David Waugh

Personal information
- Full name: David Waugh
- Date of birth: 1866
- Place of birth: England
- Position: Inside forward

Senior career*
- Years: Team / Apps / (Gls)
- 1886: Padiham
- 1887–1888: Burnley
- 1888–1889: Everton / 7 / (2)

= David Waugh =

English footballer

David Waugh (born 1866, date of death unknown) was an English professional footballer who played as an inside forward. He played for Padiham before joining nearby Burnley in 1886. He made his competitive debut on 15 October 1887 in the club's 2–0 win against Darwen Old Wanderers in the first round of the FA Cup. He scored in his only other cup appearance for Burnley in the 2–3 loss to Accrington in the next round of the competition.
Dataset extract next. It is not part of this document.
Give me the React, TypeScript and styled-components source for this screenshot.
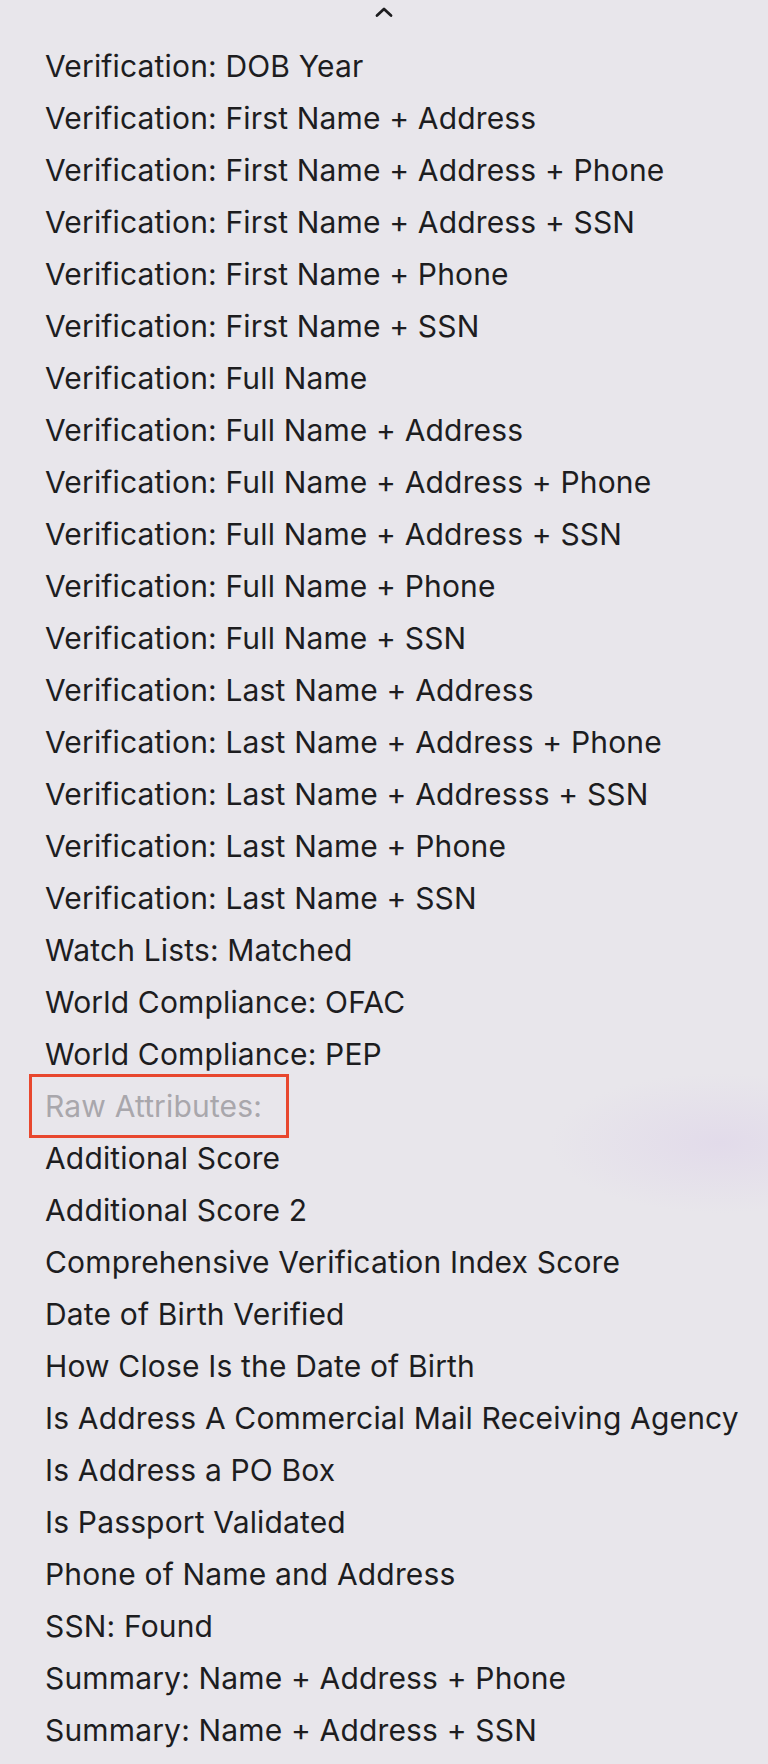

He left Burnley to join Everton in July 1888.

==1888-1889 Season==
David Waugh made his League Debut on 8 September 1888, playing as a forward, at Anfield, the then home of Everton. The home team defeated the visitors Accrington 2–1. David Waugh scored his debut League goal on 6 October 1888, playing as a forward, at Anfield. The home team defeated the visitors, Aston Villa 2–0 and David Waugh scored the first of Everton' two goals. David Waugh appeared in seven of the 22 League matches played by Everton in season 1888–89 and scored two League goals.

==1889 onwards==
Waugh was not retained for 1889-1890 and nothing is recorded about him after he left Everton.